In a news conference on Tuesday, leaders of the Center for Reproductive Rights said that the limited exceptions in state abortion bans were written with terminology doctors do not use and that they made it unclear when doctors might be at risk of punishment.

“What these laws are forcing physicians to do is to weigh the very real threats of criminal prosecution against the health and well-being of their patients,” said Nancy Northup, the group’s president.

In the Texas case, after a hearing in July in which several women gave tear-filled testimony, a judge issued a temporary exemption to the state’s abortion ban that would allow patients with serious pregnancy complications to obtain abortions, but the exemption was blocked when the state immediately appealed. The case is scheduled for trial next year.

The lawsuits filed Tuesday against Tennessee and Idaho — which include eight patients, four doctors and an Idaho medical organization — not only ask for clarification about which situations qualify as medical emergencies eligible for abortions but also ask the states’ courts to expand the exemptions so that pregnancies with lethal fetal anomalies can be legally aborted.

The plaintiffs in the Tennessee case include Nicole Blackmon, who said she was 15 weeks pregnant when she learned that the fetus had a fatal medical condition. Tennessee’s abortion ban does not include exceptions for severe fetal anomalies, so she could not receive an abortion in the state. Ms. Blackmon could not afford to travel to another state, and at seven months into her pregnancy, after her health was worsening, gave birth to a stillborn baby, she said at Tuesday’s news conference.

“That law forced me to carry a baby for months that was never going to live and easily could have killed me,” said Ms. Blackmon, who said that shortly before she became pregnant last year, her 14-year-old son Daniel was killed in a drive-by shooting. “I was left with waiting to lose another child in the same year,” she said.

Tennessee’s attorney general’s office said it had not yet received the center’s lawsuit and will review it when it does.

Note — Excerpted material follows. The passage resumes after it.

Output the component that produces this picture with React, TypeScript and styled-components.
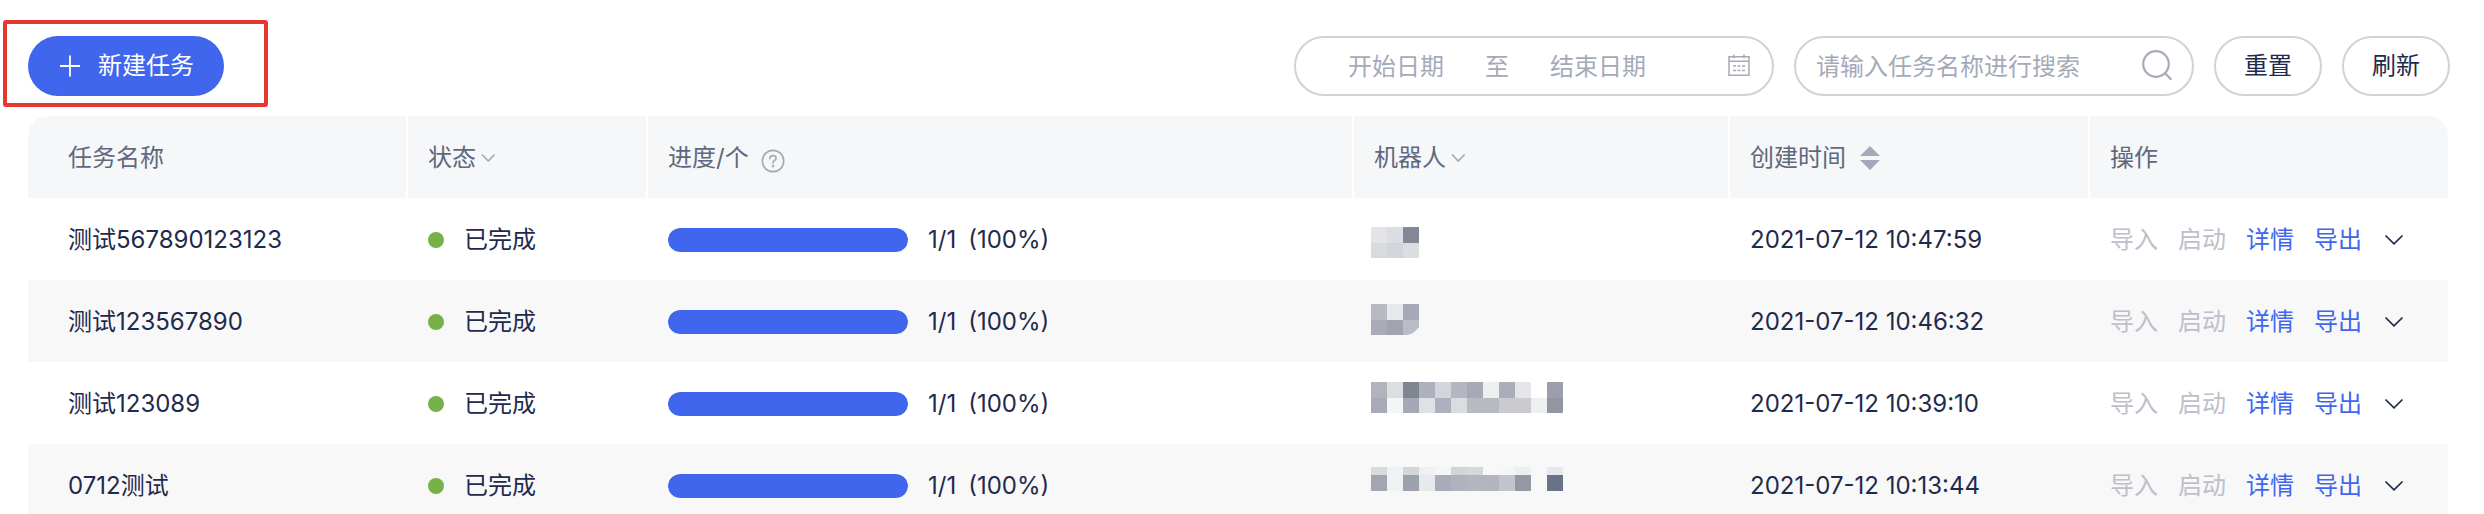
import React from "react";
import styled, { createGlobalStyle } from "styled-components";

const color = {
  primary: "#4066ee",
  text: "#1f2a4d",
  head: "#60687d",
  muted: "#a5aab8",
  disabled: "#bdc0ca",
  border: "#d0d1da",
  headBg: "#f5f7f8",
  stripe: "#f8f8f9",
  success: "#76b14a",
  mark: "#e23a31",
};

const GlobalStyle = createGlobalStyle`
  *, *::before, *::after { box-sizing: border-box; }
  body {
    margin: 0;
    overflow: hidden;
    background: #fff;
    color: ${color.text};
    font: 400 24px/36px Inter, "Noto Sans CJK SC", sans-serif;
  }
  button, input { font: inherit; color: inherit; }
  button { cursor: pointer; }
`;

const Page = styled.main`
  padding: 36px 34px 0 28px;
`;

const Toolbar = styled.header`
  display: flex;
  align-items: center;
  justify-content: space-between;
  margin-bottom: 20px;
`;

const Filters = styled.form`
  display: flex;
  gap: 20px;
`;

const Highlight = styled.div`
  position: relative;

  &::after {
    content: "";
    position: absolute;
    inset: -16px -44px -11px -25px;
    border: 4px solid ${color.mark};
    border-radius: 3px;
    pointer-events: none;
  }
`;

const PillButton = styled.button<{ $primary?: boolean }>`
  display: flex;
  align-items: center;
  gap: 16px;
  height: 60px;
  padding: 0 ${(p) => (p.$primary ? 30 : 28)}px;
  border: ${(p) => (p.$primary ? "none" : `2px solid ${color.border}`)};
  border-radius: 30px;
  background: ${(p) => (p.$primary ? color.primary : "#fff")};
  color: ${(p) => (p.$primary ? "#fff" : color.text)};
`;

const Field = styled.div<{ $width: number }>`
  display: flex;
  align-items: center;
  width: ${(p) => p.$width}px;
  height: 60px;
  padding: 2px 20px 0;
  border: 2px solid ${color.border};
  border-radius: 30px;
  background: #fff;
  color: ${color.muted};

  svg {
    flex: none;
    margin-left: auto;
  }
`;

const TextInput = styled.input<{ $center?: boolean }>`
  flex: ${(p) => (p.$center ? "0 0 160px" : "1")};
  min-width: 0;
  height: 36px;
  padding: 0;
  border: 0;
  outline: 0;
  background: none;
  color: ${color.text};
  text-align: ${(p) => (p.$center ? "center" : "left")};

  &::placeholder {
    color: ${color.muted};
    opacity: 1;
  }
`;

const RangeSeparator = styled.span`
  width: 42px;
  text-align: center;
`;

const TableWrap = styled.div`
  margin-right: 2px;
`;

const Table = styled.table`
  width: 100%;
  table-layout: fixed;
  border-spacing: 0;
`;

const HeadCell = styled.th`
  height: 82px;
  padding: 2px 20px 0;
  border-right: 2px solid #fff;
  background: ${color.headBg};
  color: ${color.head};
  font-weight: 400;
  text-align: left;

  &:first-child {
    padding-left: 40px;
    border-top-left-radius: 20px;
  }
  &:last-child {
    border-right: 0;
    border-top-right-radius: 20px;
  }
`;

const HeadLabel = styled.div<{ $gap?: number }>`
  display: flex;
  align-items: center;
  gap: ${(p) => p.$gap ?? 0}px;
`;

const IconButton = styled.button`
  display: flex;
  padding: 0;
  border: 0;
  background: none;
  color: ${color.muted};
`;

const Row = styled.tr`
  &:nth-child(even) {
    background: ${color.stripe};
  }
`;

const Cell = styled.td`
  height: 82px;
  padding: 2px 20px 0;

  &:first-child {
    padding-left: 40px;
  }
`;

const MosaicCell = styled(Cell)`
  padding: 0 17px;

  svg {
    display: block;
  }
`;

const Inline = styled.div`
  display: flex;
  align-items: center;
  gap: 20px;
`;

const Dot = styled.span`
  width: 16px;
  height: 16px;
  border-radius: 50%;
  background: ${color.success};
`;

const Track = styled.div`
  width: 240px;
  height: 24px;
  border-radius: 12px;
  background: #e9ecf3;
  overflow: hidden;
`;

const Fill = styled.div`
  height: 100%;
  border-radius: 12px;
  background: ${color.primary};
`;

const Count = styled.span`
  display: flex;
  gap: 12px;
`;

const Action = styled.button`
  padding: 0;
  border: 0;
  background: none;
  color: ${color.primary};
  white-space: nowrap;

  &:disabled {
    color: ${color.disabled};
    cursor: default;
  }
`;

const MoreButton = styled(IconButton)`
  color: ${color.text};
`;

const PlusIcon = () => (
  <svg width="24" height="24" viewBox="0 0 24 24" stroke="currentColor" strokeWidth="1.8" aria-hidden="true">
    <path d="M2 12H22M12 1.5V22.5" />
  </svg>
);

const CalendarIcon = () => (
  <svg width="24" height="26" viewBox="0 0 24 26" fill="none" stroke="currentColor" strokeWidth="1.5" aria-hidden="true">
    <path d="M1 2.8H21V21.2H1ZM1 7.2H21M6 0.5V4.2M16 0.5V4.2" />
    <path d="M5 12H17M5 16.5H17" strokeDasharray="3 1.5" />
  </svg>
);

const SearchIcon = () => (
  <svg width="32" height="34" viewBox="0 0 32 34" fill="none" stroke="currentColor" strokeWidth="2.2" strokeLinecap="round" aria-hidden="true">
    <circle cx="16" cy="14" r="12.8" />
    <path d="M25 23.2L30.8 29" />
  </svg>
);

const HelpIcon = () => (
  <svg width="24" height="30" viewBox="0 0 24 30" fill="none" stroke="currentColor" strokeWidth="1.7" strokeLinecap="round" aria-hidden="true">
    <circle cx="12" cy="18" r="10.7" />
    <path d="M8.9 15.4C8.9 13.7 10.1 12.6 12 12.6S15.1 13.7 15.1 15.2C15.1 17.4 12 17.5 12 20" />
    <circle cx="12" cy="23.2" r="0.5" />
  </svg>
);

const SmallChevron = () => (
  <svg width="24" height="24" viewBox="0 0 24 24" fill="none" stroke="currentColor" strokeWidth="1.7" aria-hidden="true">
    <path d="M6 8.5L12.3 15L18.6 8.5" />
  </svg>
);

const MoreChevron = () => (
  <svg width="24" height="24" viewBox="0 0 24 24" fill="none" stroke="currentColor" strokeWidth="1.7" aria-hidden="true">
    <path d="M3.5 7.5L12 15.8L20.5 7.5" />
  </svg>
);

const SortIcon = () => (
  <svg width="20" height="24" viewBox="0 0 20 24" fill="currentColor" aria-hidden="true">
    <path d="M10 0L20 10H0ZM10 24L20 14H0Z" />
  </svg>
);

type Tile = [x: number, y: number, fill: string];

interface Task {
  name: string;
  done: number;
  total: number;
  created: string;
  top: number;
  firstRow: number;
  rounded?: boolean;
  tiles: [string[], string[]];
}

const tasks: Task[] = [
  {
    name: "测试567890123123",
    done: 1,
    total: 1,
    created: "2021-07-12 10:47:59",
    top: 28,
    firstRow: 16,
    tiles: [
      ["#e3e4e8", "#dcdde2", "#838896"],
      ["#d9dade", "#d4d5da", "#dcdde1"],
    ],
  },
  {
    name: "测试123567890",
    done: 1,
    total: 1,
    created: "2021-07-12 10:46:32",
    top: 23,
    firstRow: 16,
    rounded: true,
    tiles: [
      ["#b6bac3", "#e7e8ec", "#a7aab6"],
      ["#a9acb7", "#a1a4b0", "#bbbdc6"],
    ],
  },
  {
    name: "测试123089",
    done: 1,
    total: 1,
    created: "2021-07-12 10:39:10",
    top: 19,
    firstRow: 16,
    tiles: [
      ["#b1b4bd", "#dddee1", "#80858f", "#adb0bd", "#d4d5da", "#b4b7bf", "#a5aab5", "#eeeff1", "#abaeb9", "#e5e6ea", "", "#9a9fab"],
      ["#a7aab7", "#f4f5f6", "#a6a9b5", "#e0e1e6", "#adb0be", "#dbdce0", "#b6bac3", "#b6bac3", "#cacbd0", "#cacbd0", "#eeeff1", "#9296a3"],
    ],
  },
  {
    name: "0712测试",
    done: 1,
    total: 1,
    created: "2021-07-12 10:13:44",
    top: 22,
    firstRow: 8,
    tiles: [
      ["#d9dade", "#f0f1f3", "#d4d5da", "#eff0f2", "#f4f5f6", "#d4d5d9", "#d7d8dc", "", "#f5f6f7", "#eeeff1", "", "#e7e8eb"],
      ["#a3a6b2", "#f0f1f3", "#9ca1ae", "#e8e9ed", "#a9acb8", "#b0b3bd", "#b3b6bf", "#b1b5c0", "#c2c5cc", "#9298a4", "", "#6b7186"],
    ],
  },
];

const Mosaic = ({ task }: { task: Task }) => {
  const { tiles, top, firstRow, rounded } = task;
  const cells: Tile[] = tiles.flatMap((line, row) =>
    line.map((fill, i): Tile => [i * 16, top + row * firstRow, fill]),
  );
  return (
    <svg width="192" height="80" viewBox="0 0 192 80" role="img" aria-label="机器人">
      {cells.map(([x, y, fill], i) => {
        if (!fill) return null;
        const isFirst = i < tiles[0].length;
        if (rounded && i === cells.length - 1) {
          return <path key={i} fill={fill} d={`M${x} ${y}h16v7q-5 7 -12 8h-4z`} />;
        }
        return (
          <rect key={i} x={x} y={y} width="16" height={isFirst ? firstRow : firstRow === 8 ? 16 : 15} fill={fill} />
        );
      })}
    </svg>
  );
};

export default function App() {
  return (
    <>
      <GlobalStyle />
      <Page>
        <Toolbar>
          <Highlight>
            <PillButton $primary type="button">
              <PlusIcon />
              新建任务
            </PillButton>
          </Highlight>
          <Filters onSubmit={(e) => e.preventDefault()}>
            <Field $width={480}>
              <TextInput $center aria-label="开始日期" placeholder="开始日期" />
              <RangeSeparator>至</RangeSeparator>
              <TextInput $center aria-label="结束日期" placeholder="结束日期" />
              <CalendarIcon />
            </Field>
            <Field $width={400}>
              <TextInput aria-label="任务名称" placeholder="请输入任务名称进行搜索" />
              <SearchIcon />
            </Field>
            <PillButton type="reset">重置</PillButton>
            <PillButton type="button">刷新</PillButton>
          </Filters>
        </Toolbar>

        <TableWrap>
          <Table>
            <colgroup>
              <col width="380" />
              <col width="240" />
              <col />
              <col width="376" />
              <col width="360" />
              <col width="358" />
            </colgroup>
            <thead>
              <tr>
                <HeadCell scope="col">任务名称</HeadCell>
                <HeadCell scope="col">
                  <HeadLabel>
                    状态
                    <IconButton type="button" aria-label="筛选状态">
                      <SmallChevron />
                    </IconButton>
                  </HeadLabel>
                </HeadCell>
                <HeadCell scope="col">
                  <HeadLabel $gap={12}>
                    进度/个
                    <IconButton type="button" aria-label="进度说明">
                      <HelpIcon />
                    </IconButton>
                  </HeadLabel>
                </HeadCell>
                <HeadCell scope="col">
                  <HeadLabel>
                    机器人
                    <IconButton type="button" aria-label="筛选机器人">
                      <SmallChevron />
                    </IconButton>
                  </HeadLabel>
                </HeadCell>
                <HeadCell scope="col">
                  <HeadLabel $gap={14}>
                    创建时间
                    <IconButton type="button" aria-label="按创建时间排序">
                      <SortIcon />
                    </IconButton>
                  </HeadLabel>
                </HeadCell>
                <HeadCell scope="col">操作</HeadCell>
              </tr>
            </thead>
            <tbody>
              {tasks.map((task) => {
                const percent = Math.round((task.done / task.total) * 100);
                return (
                  <Row key={task.name}>
                    <Cell>{task.name}</Cell>
                    <Cell>
                      <Inline>
                        <Dot />
                        已完成
                      </Inline>
                    </Cell>
                    <Cell>
                      <Inline>
                        <Track role="progressbar" aria-label="进度" aria-valuenow={percent}>
                          <Fill style={{ width: `${percent}%` }} />
                        </Track>
                        <Count>
                          <span>{`${task.done}/${task.total}`}</span>
                          <span>{`(${percent}%)`}</span>
                        </Count>
                      </Inline>
                    </Cell>
                    <MosaicCell>
                      <Mosaic task={task} />
                    </MosaicCell>
                    <Cell>{task.created}</Cell>
                    <Cell>
                      <Inline>
                        <Action type="button" disabled>导入</Action>
                        <Action type="button" disabled>启动</Action>
                        <Action type="button">详情</Action>
                        <Action type="button">导出</Action>
                        <MoreButton type="button" aria-label="更多操作">
                          <MoreChevron />
                        </MoreButton>
                      </Inline>
                    </Cell>
                  </Row>
                );
              })}
            </tbody>
          </Table>
        </TableWrap>
      </Page>
    </>
  );
}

In Oklahoma, Ms. Statton, a mother of three, first went to a local Catholic hospital, which told her she was having a miscarriage. The next day she visited her obstetrician-gynecologist, who determined that she had a partial molar pregnancy, a condition in which an egg has been fertilized by two sperm, creating an embryo with too many chromosomes, which cannot survive. The condition can cause the development of precancerous sacs or cysts in the uterus, which can rupture and cause severe bleeding or can develop into cancer.

Ms. Statton said the doctor told her “it will get worse” unless she had an abortion to remove the tissue, but because the hospital was Catholic, the doctor could not perform the procedure.

She transferred Ms. Statton to University of Oklahoma Medical Center, about an hour away in Oklahoma City.

There, Ms. Statton, who was about nine weeks pregnant, said doctors told her she should have the abortion immediately, but an ultrasound technician told them that they could not provide it because fetal cardiac activity could still be detected. “They were arguing with the ultrasound tech,” Ms. Statton said, and the doctors ultimately “came back in the room and said ‘We can’t.’”

They transferred her to Oklahoma Children’s Hospital, part of the same health system, saying that it had specialty care that might allow it to treat her. When staff at that hospital said they could not provide an abortion until her condition became worse, her husband began to cry, saying, “‘I’m going to lose you, I’m going to lose our baby,’” Ms. Statton said.

They drove 180 miles to have the abortion at a clinic in Kansas, afraid that on the way her condition would deteriorate, Ms. Statton said. She still feels sad and angry, she said. In May, she had a tubal ligation to prevent future pregnancies and she recently began taking antidepressants for the first time, she said.

Ms. Statton said that when her state banned abortion she didn’t think about it much because “I would keep my baby so I wouldn’t need that.”

Now, she said, “I just want other women to know that if they go through something like this, they’re not alone and it’s not their fault.”